-- Data extract --
* * *

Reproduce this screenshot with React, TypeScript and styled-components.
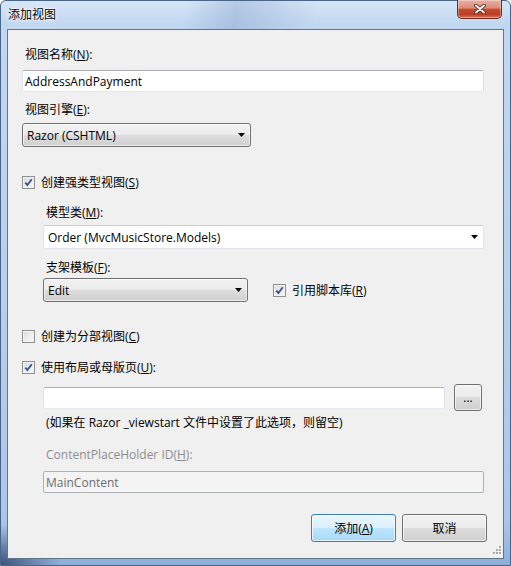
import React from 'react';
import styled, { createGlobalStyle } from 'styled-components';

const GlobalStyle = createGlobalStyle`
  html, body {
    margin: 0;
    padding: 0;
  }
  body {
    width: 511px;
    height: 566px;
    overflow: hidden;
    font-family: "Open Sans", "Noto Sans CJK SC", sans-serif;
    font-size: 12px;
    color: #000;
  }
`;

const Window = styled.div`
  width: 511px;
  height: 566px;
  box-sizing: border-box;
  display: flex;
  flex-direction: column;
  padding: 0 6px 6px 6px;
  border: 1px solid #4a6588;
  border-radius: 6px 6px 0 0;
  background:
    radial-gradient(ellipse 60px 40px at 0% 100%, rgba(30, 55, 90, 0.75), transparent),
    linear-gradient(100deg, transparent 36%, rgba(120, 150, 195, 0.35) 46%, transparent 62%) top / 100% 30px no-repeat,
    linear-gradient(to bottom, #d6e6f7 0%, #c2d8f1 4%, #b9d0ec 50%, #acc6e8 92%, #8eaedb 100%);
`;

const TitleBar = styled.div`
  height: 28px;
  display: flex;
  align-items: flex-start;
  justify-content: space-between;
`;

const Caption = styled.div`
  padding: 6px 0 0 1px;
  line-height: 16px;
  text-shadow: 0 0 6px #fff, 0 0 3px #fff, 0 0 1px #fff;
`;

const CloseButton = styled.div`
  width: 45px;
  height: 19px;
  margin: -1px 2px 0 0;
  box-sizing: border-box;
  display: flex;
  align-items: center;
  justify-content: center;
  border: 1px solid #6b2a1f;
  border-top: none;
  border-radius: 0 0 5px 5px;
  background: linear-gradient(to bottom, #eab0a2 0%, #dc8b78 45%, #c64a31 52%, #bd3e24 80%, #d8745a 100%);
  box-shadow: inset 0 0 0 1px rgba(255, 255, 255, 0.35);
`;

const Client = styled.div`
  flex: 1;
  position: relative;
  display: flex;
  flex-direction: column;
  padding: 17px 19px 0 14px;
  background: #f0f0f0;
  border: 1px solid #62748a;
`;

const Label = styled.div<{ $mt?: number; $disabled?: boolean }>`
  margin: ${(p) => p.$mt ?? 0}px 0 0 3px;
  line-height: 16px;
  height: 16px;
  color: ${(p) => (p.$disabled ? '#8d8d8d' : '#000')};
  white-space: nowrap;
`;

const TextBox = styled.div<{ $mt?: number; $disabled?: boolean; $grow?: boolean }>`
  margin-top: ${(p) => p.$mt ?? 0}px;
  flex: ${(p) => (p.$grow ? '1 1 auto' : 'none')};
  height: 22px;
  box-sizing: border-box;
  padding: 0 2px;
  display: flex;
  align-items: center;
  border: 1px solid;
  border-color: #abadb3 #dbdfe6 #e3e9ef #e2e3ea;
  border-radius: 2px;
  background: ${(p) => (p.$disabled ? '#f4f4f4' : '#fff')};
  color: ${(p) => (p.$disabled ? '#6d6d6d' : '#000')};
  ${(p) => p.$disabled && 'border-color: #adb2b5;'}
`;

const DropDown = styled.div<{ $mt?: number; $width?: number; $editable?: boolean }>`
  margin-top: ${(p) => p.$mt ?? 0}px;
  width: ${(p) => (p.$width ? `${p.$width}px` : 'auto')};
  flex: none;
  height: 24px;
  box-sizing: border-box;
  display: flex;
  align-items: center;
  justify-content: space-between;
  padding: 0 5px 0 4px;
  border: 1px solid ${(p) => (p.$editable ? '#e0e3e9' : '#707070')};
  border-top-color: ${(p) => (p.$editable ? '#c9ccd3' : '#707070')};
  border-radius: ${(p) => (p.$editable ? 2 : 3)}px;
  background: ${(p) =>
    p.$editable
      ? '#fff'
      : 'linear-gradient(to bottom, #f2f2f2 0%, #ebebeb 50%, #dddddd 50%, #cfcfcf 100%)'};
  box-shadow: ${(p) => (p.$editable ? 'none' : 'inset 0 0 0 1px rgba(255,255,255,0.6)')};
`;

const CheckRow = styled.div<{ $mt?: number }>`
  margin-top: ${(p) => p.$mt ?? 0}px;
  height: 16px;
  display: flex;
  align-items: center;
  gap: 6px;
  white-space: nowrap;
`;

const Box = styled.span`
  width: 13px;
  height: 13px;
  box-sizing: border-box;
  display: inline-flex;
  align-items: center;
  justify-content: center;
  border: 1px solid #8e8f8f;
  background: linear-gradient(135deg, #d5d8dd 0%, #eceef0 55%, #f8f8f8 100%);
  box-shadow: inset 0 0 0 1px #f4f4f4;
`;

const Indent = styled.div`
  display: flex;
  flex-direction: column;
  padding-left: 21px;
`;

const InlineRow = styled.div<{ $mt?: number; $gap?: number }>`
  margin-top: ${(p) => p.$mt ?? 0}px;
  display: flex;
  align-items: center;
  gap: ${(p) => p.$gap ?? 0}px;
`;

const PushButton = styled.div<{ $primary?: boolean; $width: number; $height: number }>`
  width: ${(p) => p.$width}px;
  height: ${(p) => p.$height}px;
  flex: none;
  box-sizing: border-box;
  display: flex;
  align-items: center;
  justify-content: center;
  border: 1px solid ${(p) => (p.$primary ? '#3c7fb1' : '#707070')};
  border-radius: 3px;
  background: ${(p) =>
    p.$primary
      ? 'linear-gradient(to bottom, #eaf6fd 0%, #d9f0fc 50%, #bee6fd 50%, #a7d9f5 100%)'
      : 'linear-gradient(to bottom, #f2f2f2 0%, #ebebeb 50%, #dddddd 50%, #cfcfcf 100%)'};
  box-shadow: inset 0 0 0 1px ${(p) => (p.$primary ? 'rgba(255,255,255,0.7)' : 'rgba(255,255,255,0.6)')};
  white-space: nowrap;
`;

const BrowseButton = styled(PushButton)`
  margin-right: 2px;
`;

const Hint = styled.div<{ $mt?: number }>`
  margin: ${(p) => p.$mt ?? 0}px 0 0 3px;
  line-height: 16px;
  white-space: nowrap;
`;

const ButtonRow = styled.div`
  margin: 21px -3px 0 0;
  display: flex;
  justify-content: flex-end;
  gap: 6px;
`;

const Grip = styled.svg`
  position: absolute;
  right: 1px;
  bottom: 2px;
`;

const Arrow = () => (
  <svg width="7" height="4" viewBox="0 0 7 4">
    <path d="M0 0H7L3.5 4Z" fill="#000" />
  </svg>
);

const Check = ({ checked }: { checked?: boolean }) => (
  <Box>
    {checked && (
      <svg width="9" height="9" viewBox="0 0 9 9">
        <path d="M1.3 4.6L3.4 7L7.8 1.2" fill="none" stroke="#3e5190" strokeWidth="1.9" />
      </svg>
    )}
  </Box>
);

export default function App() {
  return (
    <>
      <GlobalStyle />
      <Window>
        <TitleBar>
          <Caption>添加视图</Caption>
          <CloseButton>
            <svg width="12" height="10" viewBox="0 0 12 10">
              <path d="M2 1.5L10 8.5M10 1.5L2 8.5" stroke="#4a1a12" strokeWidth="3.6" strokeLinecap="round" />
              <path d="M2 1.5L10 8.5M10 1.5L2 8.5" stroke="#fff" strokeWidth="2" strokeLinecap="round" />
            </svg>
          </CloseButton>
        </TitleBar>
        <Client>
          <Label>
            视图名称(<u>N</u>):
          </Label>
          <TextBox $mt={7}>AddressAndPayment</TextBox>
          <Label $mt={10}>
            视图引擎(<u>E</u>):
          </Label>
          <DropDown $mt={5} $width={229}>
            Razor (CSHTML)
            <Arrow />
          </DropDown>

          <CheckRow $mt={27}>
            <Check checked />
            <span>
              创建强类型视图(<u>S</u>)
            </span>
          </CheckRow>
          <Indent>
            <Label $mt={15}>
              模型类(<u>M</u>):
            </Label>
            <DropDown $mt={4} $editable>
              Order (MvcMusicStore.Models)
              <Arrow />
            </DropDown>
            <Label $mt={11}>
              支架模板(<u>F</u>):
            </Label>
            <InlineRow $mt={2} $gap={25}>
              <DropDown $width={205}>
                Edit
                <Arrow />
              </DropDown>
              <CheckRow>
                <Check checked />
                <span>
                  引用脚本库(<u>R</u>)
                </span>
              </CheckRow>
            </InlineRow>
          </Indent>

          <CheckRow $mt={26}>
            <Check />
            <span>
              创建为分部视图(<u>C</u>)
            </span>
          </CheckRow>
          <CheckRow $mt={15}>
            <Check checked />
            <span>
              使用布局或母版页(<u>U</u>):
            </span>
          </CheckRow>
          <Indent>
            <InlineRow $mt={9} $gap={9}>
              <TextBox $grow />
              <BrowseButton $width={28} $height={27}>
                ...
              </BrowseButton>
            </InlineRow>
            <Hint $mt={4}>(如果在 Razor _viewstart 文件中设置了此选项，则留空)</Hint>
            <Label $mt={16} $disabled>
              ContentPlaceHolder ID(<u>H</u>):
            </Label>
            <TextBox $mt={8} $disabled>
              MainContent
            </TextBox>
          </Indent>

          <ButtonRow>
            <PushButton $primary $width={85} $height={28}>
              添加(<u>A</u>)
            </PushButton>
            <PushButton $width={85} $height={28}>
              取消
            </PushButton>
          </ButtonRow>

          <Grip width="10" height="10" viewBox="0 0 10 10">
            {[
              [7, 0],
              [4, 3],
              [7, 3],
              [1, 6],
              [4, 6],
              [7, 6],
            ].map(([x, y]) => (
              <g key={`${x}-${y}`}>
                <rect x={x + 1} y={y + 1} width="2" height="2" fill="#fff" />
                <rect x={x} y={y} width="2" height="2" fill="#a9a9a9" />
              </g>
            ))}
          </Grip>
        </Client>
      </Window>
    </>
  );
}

* * *

Take every line from the data that contains the word "components".

-- Task output --
Reproduce this screenshot with React, TypeScript and styled-components.
import styled, { createGlobalStyle } from 'styled-components';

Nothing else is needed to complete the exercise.